Nei giorni scorsi il governo di Seul ha deciso la definitiva evacuazione degli stabilimenti, dove tuttavia rimangono ancora sette sudcoreani bloccati dal Nord per questioni di pagamenti. Pyongyang chiede che sia pagata una cifra che secondo l’agenzia sudcoreana Yeonhap dovrebbe aggirarsi attorno ai 10 milioni di dollari, di cui 7,2 milioni degli stipendi di marzo dovuti agli operai nordcoreani e dei quali il regime mantiene buona parte.

Sul piano diplomatico, sebbene informale, ieri è trapelata la notizia della disponibilità dell’ex presidente statunitense Jimmy Carter a volare nella capitale nordcoreana per riallacciare il dialogo e trattare la scarcerazione di Bae, motivo ufficialmente alla base del viaggio umanitario a Nord del 38esimo parallelo del numero uno di Google, Eric Schimidt, e dell’ex ambasciatore Usa all’Onu, Bill Richardson lo scorso gennaio.

Già nel 2010 l’ex capo di Stato democratico si spese con successo per la liberazione di Aijalon Mhali Gomes, statunitense condannato a otto anni di lavori forzati per essere entrato illegalmente in Corea del Nord dalla Cina. Mediazione riuscita come quella con cui nel 2009 Bill Clinton riportò a casa le due giornaliste Lisa Ling e Euna Le fermate mentre facevano riprese al confine con la Cina. Tuttavia, scrive il sito NK News, lo stesso Carter ha detto che non avendo ricevuto alcun invito dalla Corea del Nord non ci sarà alcun viaggio.

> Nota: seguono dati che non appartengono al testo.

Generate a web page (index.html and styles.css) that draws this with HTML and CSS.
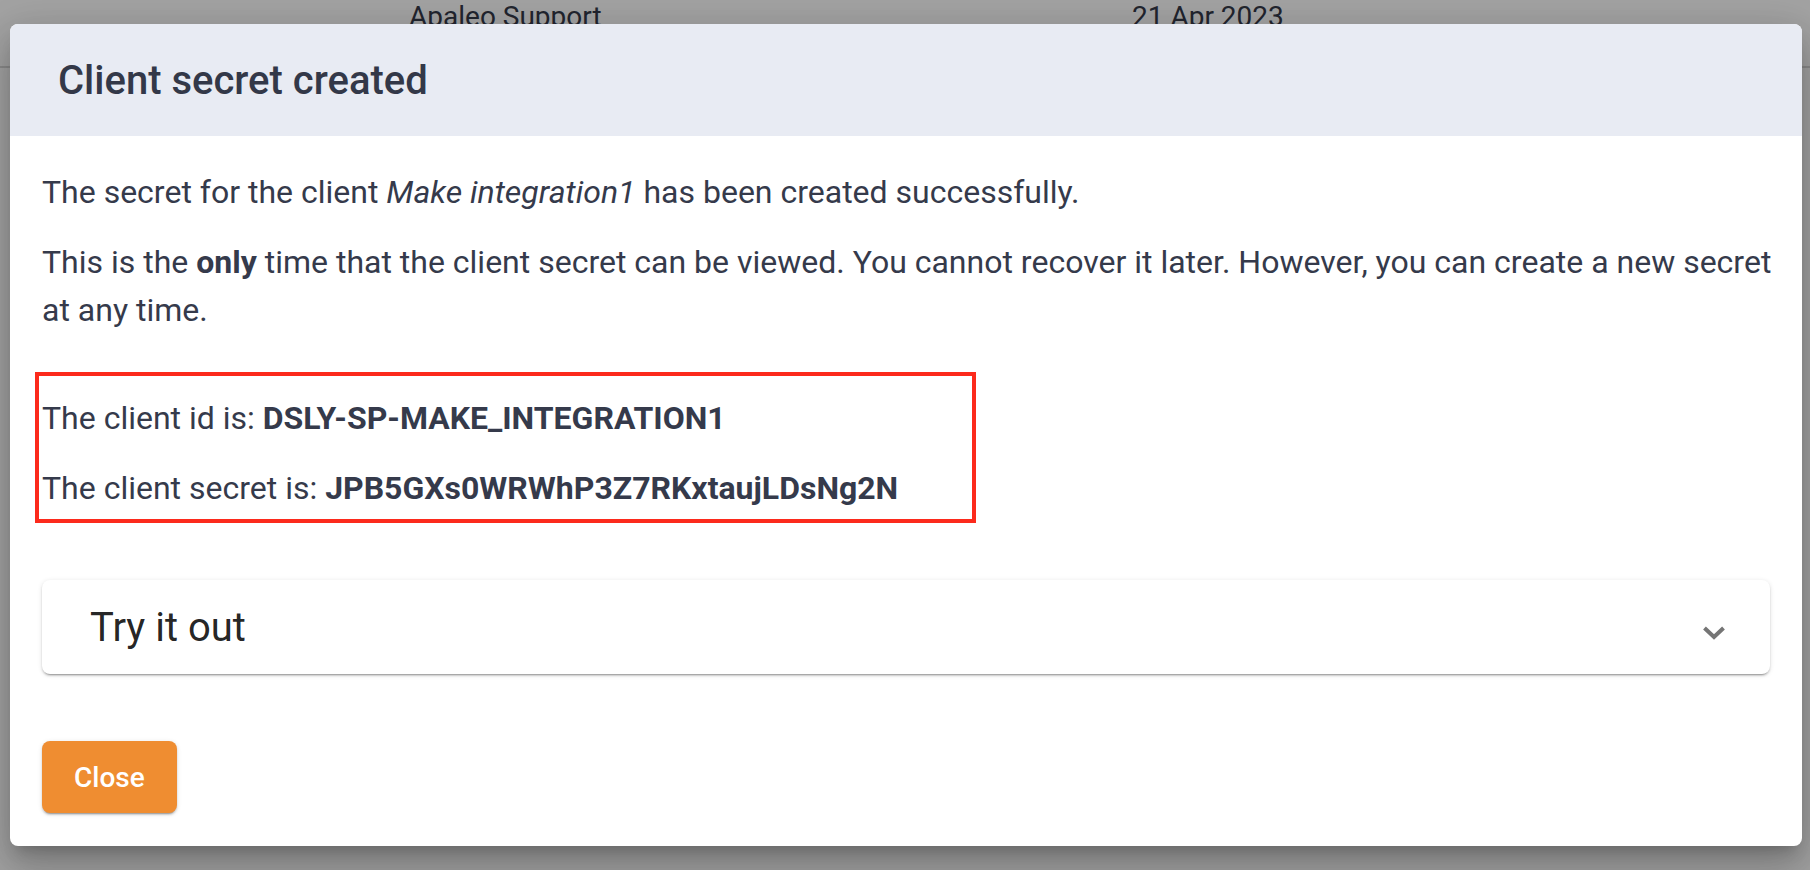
FILE: index.html
```html
<!DOCTYPE html>
<html lang="en">
<head>
    <meta charset="UTF-8">
    <meta name="viewport" content="width=device-width, initial-scale=1.0">
    <title>Client secret created</title>

    <link rel="stylesheet" href="styles.css">
</head>
<body>
    <div id="page">
        <div class="table-row">
            <div class="cell cell-name">Apaleo Support</div>
            <div class="cell cell-date">21 Apr 2023</div>
        </div>
    </div>

    <div id="backdrop"></div>

    <div id="dialog">
        <div class="dialog-header">
            <h2 class="dialog-title">Client secret created</h2>
        </div>

        <div class="dialog-body">
            <p>The secret for the client <em>Make integration1</em> has been created successfully.</p>
            <p class="last wide">This is the <strong>only</strong> time that the client secret can be viewed. You cannot recover it later. However, you can create a new secret at any time.</p>

            <div class="credentials">
                <p>The client id is: <strong>DSLY-SP-MAKE_INTEGRATION1</strong></p>
                <p class="last">The client secret is: <strong>JPB5GXs0WRWhP3Z7RKxtaujLDsNg2N</strong></p>
            </div>

            <div class="expansion-panel">
                <span class="panel-title">Try it out</span>
                <svg class="panel-indicator" width="24" height="16" viewBox="0 0 24 16">
                    <polyline points="2.5,3 12,12 21.5,3" fill="none" stroke="#757575" stroke-width="4"/>
                </svg>
            </div>

            <div class="dialog-actions">
                <button class="btn-orange">Close</button>
            </div>
        </div>
    </div>
</body>
</html>
```

FILE: styles.css
```css
body, html {
    padding: 0 !important;
    margin: 0 !important;
}

body {
    width: 1810px;
    height: 870px;
    overflow: hidden;
    background-color: white;
    font-family: Roboto, "Liberation Sans", sans-serif;
    color: #353a4b;
}

/* page behind the dialog */
#page {
    height: 100%;
}

.table-row {
    display: grid;
    grid-template-columns: 409px 723px 1fr;
    height: 66px;
    border-bottom: 2px solid #d9d9d9;
    font-size: 28px;
    line-height: 34px;
    color: #363a4a;
}

.cell-name {
    grid-column: 2;
}

.cell-date {
    grid-column: 3;
}

#backdrop {
    position: absolute;
    top: 0;
    left: 0;
    right: 0;
    bottom: 0;
    background-color: rgba(0, 0, 0, 0.36);
}

/* dialog */
#dialog {
    position: absolute;
    top: 24px;
    left: 10px;
    width: 1792px;
    height: 822px;
    display: flex;
    flex-direction: column;
    border-radius: 8px;
    overflow: hidden;
    background-color: white;
    box-shadow: 0 11px 15px -7px rgba(0, 0, 0, 0.2),
                0 24px 38px 3px rgba(0, 0, 0, 0.14),
                0 9px 46px 8px rgba(0, 0, 0, 0.12);
}

.dialog-header {
    display: flex;
    align-items: center;
    height: 112px;
    padding: 0 48px;
    background-color: #e8ebf3;
}

.dialog-title {
    margin: 0;
    font-size: 40px;
    font-weight: 500;
    color: #333848;
}

.dialog-body {
    padding: 32px;
}

.dialog-body p {
    margin: 0 0 22px 0;
    font-size: 32px;
    line-height: 48px;
}

.dialog-body p.last {
    margin-bottom: 0;
}

.dialog-body p.wide {
    margin-right: -12px;
}

.dialog-body strong {
    font-weight: 700;
}

.credentials {
    box-sizing: border-box;
    width: 941px;
    margin: 38px 0 0 -7px;
    padding: 18px 0 7px 3px;
    border: 4px solid #fc2a1c;
}

.expansion-panel {
    display: flex;
    align-items: center;
    justify-content: space-between;
    height: 94px;
    margin-top: 57px;
    padding: 0 44px 0 48px;
    border-radius: 8px;
    background-color: white;
    box-shadow: 0 3px 1px -2px rgba(0, 0, 0, 0.2),
                0 2px 2px 0 rgba(0, 0, 0, 0.14),
                0 1px 5px 0 rgba(0, 0, 0, 0.12);
}

.panel-title {
    font-size: 40px;
    color: rgba(0, 0, 0, 0.87);
}

.panel-indicator {
    margin-top: 12px;
}

.dialog-actions {
    margin-top: 67px;
}

.btn-orange {
    height: 72px;
    padding: 0 32px;
    border: none;
    border-radius: 8px;
    background-color: #ef8d31;
    color: white;
    font-family: Roboto, "Liberation Sans", sans-serif;
    font-size: 28px;
    font-weight: 500;
    box-shadow: 0 3px 1px -2px rgba(0, 0, 0, 0.2),
                0 2px 2px 0 rgba(0, 0, 0, 0.14),
                0 1px 5px 0 rgba(0, 0, 0, 0.12);
}
```
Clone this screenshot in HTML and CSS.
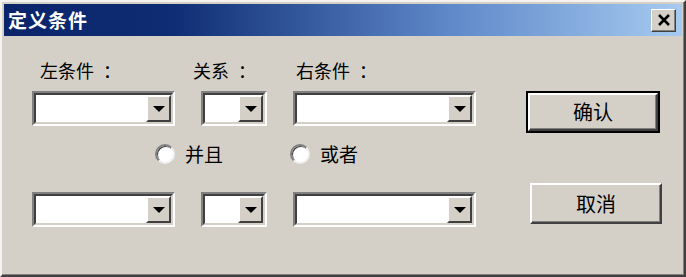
FILE: index.html
```html
<!DOCTYPE html>
<html lang="zh-CN">
  <head>
    <meta charset="UTF-8" />
    <title>定义条件</title>
    <link rel="stylesheet" href="styles.css">
  </head>
  <body>
    <div class="window">
      <div class="titlebar">
        <span class="title">定义条件</span>
        <button class="close-btn" type="button">
          <svg width="14" height="12" viewBox="0 0 14 12">
            <path d="M2 1 L12 11 M12 1 L2 11" stroke="#000" stroke-width="2.6" fill="none" />
          </svg>
        </button>
      </div>
      <div class="dialog-body">
        <div class="fields">
          <div class="cols labels">
            <span class="label label-left">左条件<span class="colon">：</span></span>
            <span class="label label-rel">关系<span class="colon">：</span></span>
            <span class="label label-right">右条件<span class="colon">：</span></span>
          </div>
          <div class="cols combo-row">
            <div class="combo"><div class="combo-inner"><span class="drop-btn"><i class="arrow"></i></span></div></div>
            <div class="combo"><div class="combo-inner"><span class="drop-btn"><i class="arrow"></i></span></div></div>
            <div class="combo"><div class="combo-inner"><span class="drop-btn"><i class="arrow"></i></span></div></div>
          </div>
          <div class="radios">
            <label class="radio"><span class="radio-dot"></span>并且</label>
            <label class="radio"><span class="radio-dot"></span>或者</label>
          </div>
          <div class="cols combo-row second">
            <div class="combo"><div class="combo-inner"><span class="drop-btn"><i class="arrow"></i></span></div></div>
            <div class="combo"><div class="combo-inner"><span class="drop-btn"><i class="arrow"></i></span></div></div>
            <div class="combo"><div class="combo-inner"><span class="drop-btn"><i class="arrow"></i></span></div></div>
          </div>
        </div>
        <div class="actions">
          <button class="btn btn-default" type="button">确认</button>
          <button class="btn btn-cancel" type="button">取消</button>
        </div>
      </div>
    </div>
  </body>
</html>
```

FILE: styles.css
```css
body {
  margin: 0;
  font-family: "Noto Sans CJK SC", "DejaVu Sans", sans-serif;
  background-color: #d4d0c8;
}
.window {
  width: 686px;
  height: 277px;
  box-sizing: border-box;
  background-color: #d4d0c8;
  border: 2px solid;
  border-color: #f4f3f0 #404040 #404040 #f4f3f0;
  padding: 2px;
  box-shadow: inset -1px -1px 0 #808080;
}
.titlebar {
  height: 32px;
  display: flex;
  align-items: center;
  justify-content: space-between;
  padding: 0 6px 0 4px;
  background: linear-gradient(to right, #0a246a 0%, #0f2d74 25%, #5d87c8 65%, #a6caf0 100%);
}
.title {
  color: #fff;
  font-size: 19px;
  font-weight: bold;
  line-height: 20px;
  letter-spacing: 1px;
}
.close-btn {
  width: 25px;
  height: 23px;
  padding: 0;
  display: flex;
  align-items: center;
  justify-content: center;
  background-color: #d4d0c8;
  border: 1px solid;
  border-color: #fff #404040 #404040 #fff;
  box-shadow: inset -1px -1px 0 #808080;
}
.dialog-body {
  display: flex;
}
.fields {
  padding: 25px 0 0 28px;
}
.cols {
  display: grid;
  grid-template-columns: 143px 66px 183px;
  column-gap: 26px;
}
.label {
  font-size: 18px;
  line-height: 18px;
  white-space: nowrap;
}
.colon {
  margin-left: 9px;
}
.label-left {
  margin-left: 8px;
}
.label-rel {
  margin-left: -8px;
}
.label-right {
  margin-left: 3px;
}
.combo-row {
  margin-top: 12px;
}
.combo-row.second {
  margin-top: 27px;
}
.combo {
  height: 35px;
  box-sizing: border-box;
  border: 2px solid;
  border-color: #808080 #fff #fff #808080;
}
.combo-inner {
  height: 100%;
  box-sizing: border-box;
  border: 2px solid;
  border-color: #404040 #d4d0c8 #d4d0c8 #404040;
  background-color: #fff;
  display: flex;
  justify-content: flex-end;
}
.drop-btn {
  width: 25px;
  box-sizing: border-box;
  background-color: #d4d0c8;
  border: 2px solid;
  border-color: #fff #404040 #404040 #fff;
  display: flex;
  align-items: center;
  justify-content: center;
}
.arrow {
  width: 0;
  height: 0;
  border-left: 6px solid transparent;
  border-right: 6px solid transparent;
  border-top: 6px solid #000;
}
.radios {
  display: flex;
  gap: 67px;
  padding-left: 123px;
  margin-top: 17px;
  height: 22px;
  align-items: center;
}
.radio {
  display: flex;
  align-items: center;
  gap: 10px;
  font-size: 19px;
  line-height: 20px;
}
.radio-dot {
  width: 20px;
  height: 20px;
  box-sizing: border-box;
  border-radius: 50%;
  background-color: #fff;
  border: 2px solid;
  border-color: #808080 #f0f0f0 #f0f0f0 #808080;
  box-shadow: inset 1px 1px 0 #404040;
}
.actions {
  display: flex;
  flex-direction: column;
  padding: 56px 0 0 52px;
  gap: 52px;
}
.btn {
  width: 132px;
  height: 41px;
  font-family: inherit;
  font-size: 20px;
  line-height: 20px;
  padding: 0;
  background-color: #d4d0c8;
  color: #000;
  border: 2px solid;
  border-color: #fff #404040 #404040 #fff;
  box-shadow: inset -1px -1px 0 #808080;
}
.btn-default {
  outline: 2px solid #000;
  width: 130px;
  height: 38px;
  margin: 1px 0 0 0;
}
.btn-cancel {
  margin-left: 2px;
}
```
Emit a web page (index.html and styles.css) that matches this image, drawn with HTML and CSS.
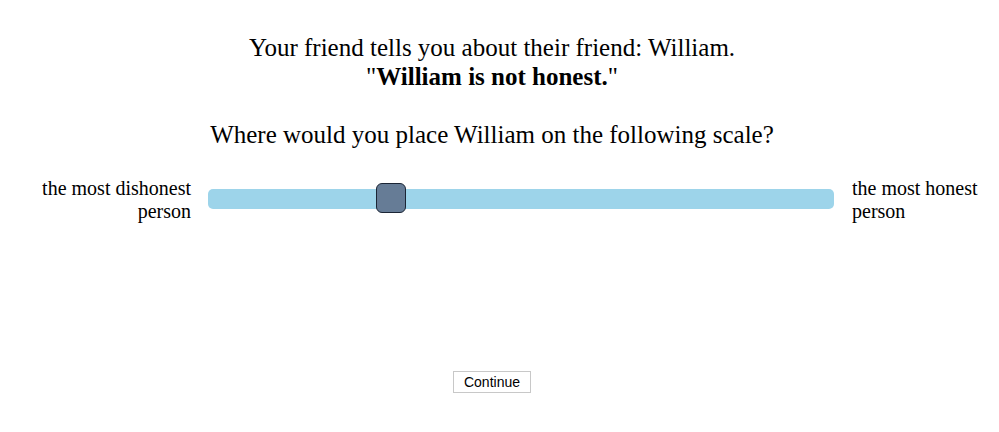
FILE: index.html
```html
<!DOCTYPE html>
<html>
<head>
<meta charset="utf-8">
<link rel="stylesheet" href="styles.css">
</head>
<body>
<div class="stimulus">
  <p class="statement">Your friend tells you about their friend: William.<br>"<b>William is not honest.</b>"</p>
  <p class="question">Where would you place William on the following scale?</p>
</div>
<div class="scale">
  <div class="label left">the most dishonest<br>person</div>
  <div class="track"><div class="thumb"></div></div>
  <div class="label right">the most honest<br>person</div>
</div>
<div class="actions">
  <button class="continue">Continue</button>
</div>
</body>
</html>
```
FILE: styles.css
```css
html, body { margin: 0; padding: 0; background: #fff; }
body {
  font-family: "Liberation Serif", "Times New Roman", serif;
  color: #000;
  width: 999px;
}
.stimulus { text-align: center; padding-top: 33px; padding-right: 15px; }
.stimulus p { margin: 0; font-size: 25px; line-height: 29px; }
.statement { margin-bottom: 29px !important; }
.scale {
  display: grid;
  grid-template-columns: 191px 626px 1fr;
  column-gap: 17px;
  margin-top: 28px;
}
.label { font-size: 20px; line-height: 23px; }
.label.left { text-align: right; }
.label.right { padding-left: 1px; }
.track {
  position: relative;
  height: 20px;
  margin-top: 12px;
  background: #9dd4ea;
  border-radius: 5px;
}
.thumb {
  position: absolute;
  left: 168px;
  top: -6px;
  width: 28px;
  height: 28px;
  background: #667c96;
  border: 1px solid #1b2535;
  border-radius: 6px;
}
.actions { text-align: center; margin-top: 148px; padding-right: 15px; }
.continue {
  font-family: "Liberation Sans", Arial, sans-serif;
  font-size: 14px;
  background: #fff;
  border: 1px solid #c8c8c8;
  padding: 0 9px;
  width: 78px;
  height: 22px;
  color: #000;
}
```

Intanto fonti diplomatiche a Pechino, secondo quanto riportato dal quotidiano Hankyoreh, rivelano che la Cina ha proposto una visita a Pyongyang del proprio inviato speciale Wu Dawei.

Wu è reduce da un viaggio negli Usa nel quale ha incontrato il suo omologo statunitense Glyn Davies. Al centro dei colloqui è stato il tema della denuclearizzazione della penisola coreana. Secondo il giornale sudcoreano l’eventuale viaggio di Wu e colloqui tra nordcoreani e cinese potrebbero avere un effetto significativo sul clima politico nella regione. Il governo di Pechino è ancora visto come uno dei pochi a poter fare pressioni sul regime sebbene all’interno della dirigenza ci siano diverse opinioni sui rapporti con Pyongyang e l’antica vicinanza, “come i denti con le labbra” per usare le parole di Mao, inizi a cedere.

Per ogni mediazione oltre al nucleare, Pyongyang ha una carta in più, un cittadino statunitense agli arresti.